A few examples that do come to mind for me include Interview with a Vampire, Bloody Bloody Andrew Jackson, a lot of what's been written about the Bloomsbury Group (I love The Price of Peace and Last Call at the Hotel Imperial, but there's a sort of a historical voyeurism, it seems like, in those books. Maybe one born out of the overlap between a modern setting and a view on queer acts that isn't as culturally tied to the US Equal Protection Clause -- a lot of the romanticism of upper-class old-timey queer Brits seems like it has more to do with what legal strategies needed to do in America later to pry rights out of an obviously disinterested-or-opposed Constitutional order), and a lot of the casual discourse around union members. That last is more of a photonegative of the attitudes on aristocrats though.

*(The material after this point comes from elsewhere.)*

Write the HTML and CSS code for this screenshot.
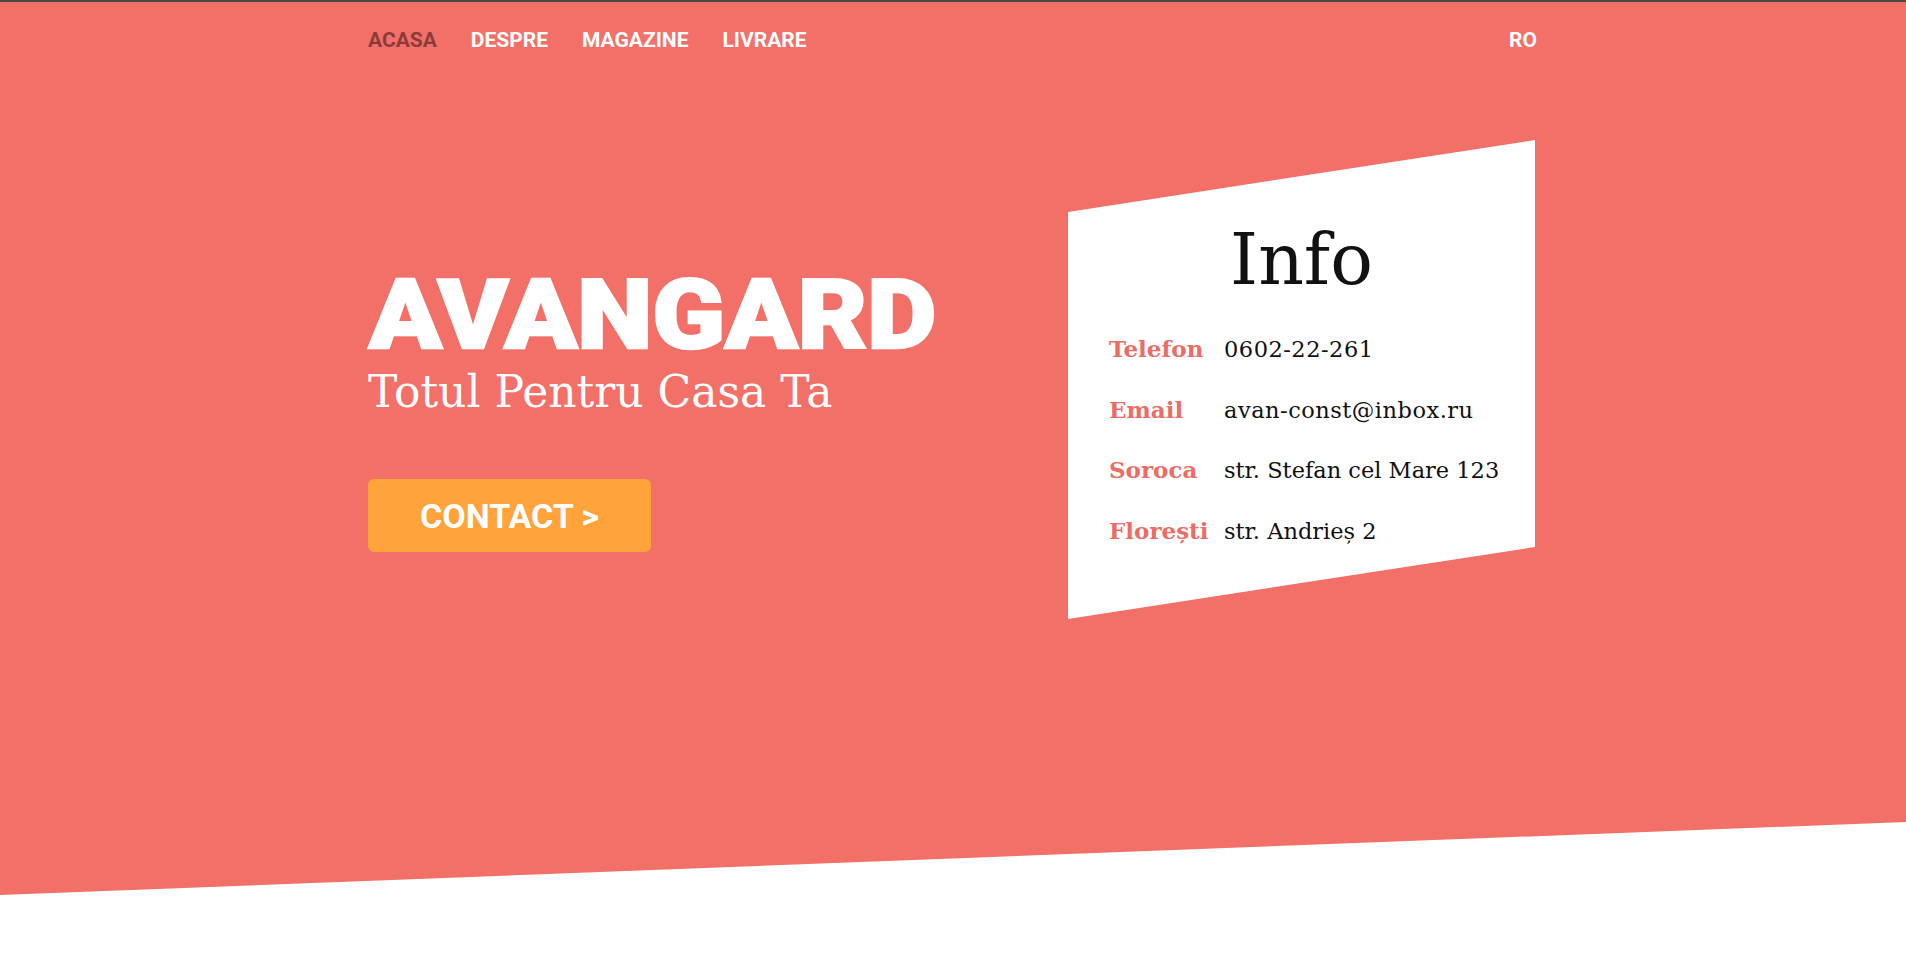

Actual union members (in the USA) are likely to be in the Northeast, likely to be urbanites, fairly likely to be in the SEIU (service employees) or the CWA (communications) or the CWG (campaign workers; a small but naturally vocal union) or the OPEIU (office workers). The union members in people's heads are Shawn O'Brien at worst, Sean Fain at best. Actual union members are slightly more likely to be men, but only slightly and it varies union by union, naturally. Broaden that to the wider working class and, well, plenty of working class people are women. Maybe even most, I couldn't say.
What I'm getting at is, Dorley presents a more interesting inversion than the vaguely red-brown impression you get even in left-leaning circles of the working class. It's aristocrats who are in some sense providing the unhealthy background-radiation that Bea mentioned back in "The Sense God Gave Her." And to whom Stef and Aaron are self-consciously opposed. Aristocrats are the ones pushing curdled masculinity on young men and preventing them from being women. That comes out of, I suppose, the idea that a revolution in roles is a prerequisite for a broader revolution. It all hangs together with the novelty of a Soviet hotel worker offering you a cigarette in the 1920s, to almost-attribute a Vincent Sheean story I can't dig up currently.
As I read this, perhaps because Stef is as close to an audience proxy as I have, it's clear that this is a book almost as much, and as consciously, about solidarity and class as it is gender. Which is a real breath of fresh air to be honest, because a lot of contemporary stories that express this kind of stuff (cough Radium Girls cough) are so ham-fisted that it makes me want to join the Pinkertons.
I don't know that Greaves is doing anything entirely novel, per se, but she's sketching out a kind of compelling implicit gender-class narrative as a tool of political persuasion. People who bump into me on Bluesky have probably seen me mention e.g. women in Ireland and the impact of the water pump on their freedoms. I just wouldn't have thought of Sive (audio recording) as having much to do with Dorley, when maybe it really does.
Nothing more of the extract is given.